When snacks are planned, you don’t end the day wondering where your calories went.

How To Spot And Fix “Hidden Calories” Fast

If your numbers look right but results don’t match, hidden calories are the first place to check. These are not sneaky foods. They’re normal foods that are easy to miss.

Top Hidden Calorie Categories

  • Cooking oils, butter, mayo, creamy dressings
  • Liquid calories: sweetened coffee, juice, soda, alcohol
  • Handful foods: nuts, chips, granola, candy
  • Restaurant sauces and toppings
  • Second servings that don’t get logged

Pick one category each week and tighten it. You don’t need to fix everything at once.

Consistency Rules That Keep The Tracker Useful

A tracker is only helpful when your entries mean the same thing from day to day. These rules keep the data steady without making your day feel rigid.

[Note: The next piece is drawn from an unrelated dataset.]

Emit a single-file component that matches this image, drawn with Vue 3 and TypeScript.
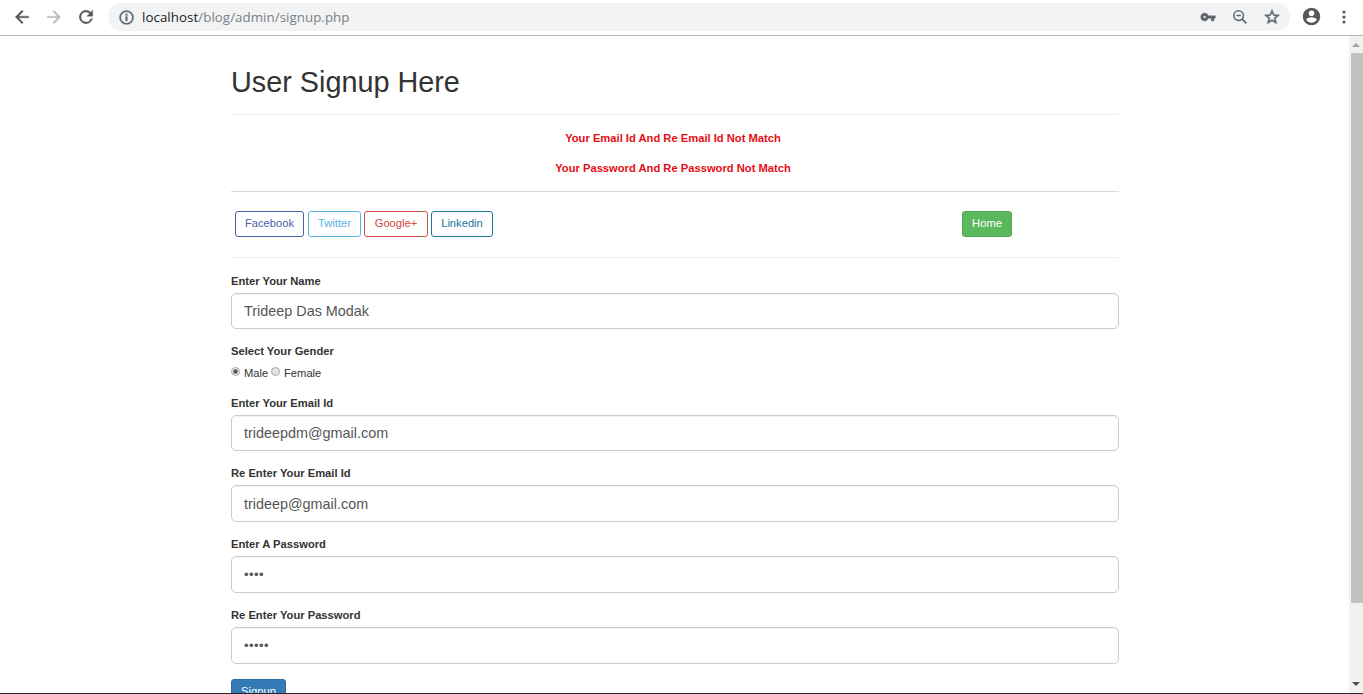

Log The Same Meal The Same Way

If you log your oatmeal by grams on Monday, do that on Thursday too. If you log your chicken by cooked weight, keep it that way. You’re building a repeatable measurement system.

Pre-Log When The Day Looks Busy

Pre-logging is a cheat code. Enter breakfast and lunch early. Leave space for dinner. When the day goes sideways, your plan stays visible.

Use Notes For Weird Meals

If you eat something hard to log, add a short note in the tracker or your phone. Write what it was, where it was, and what you logged. Next time, you’ll log it faster and with less guesswork.

When Tracking Is Not A Good Fit

Tracking can be useful, but it’s not the right tool for everyone at every time. If numbers push you into obsessive behavior, anxiety, or guilt around eating, pause and choose a different structure.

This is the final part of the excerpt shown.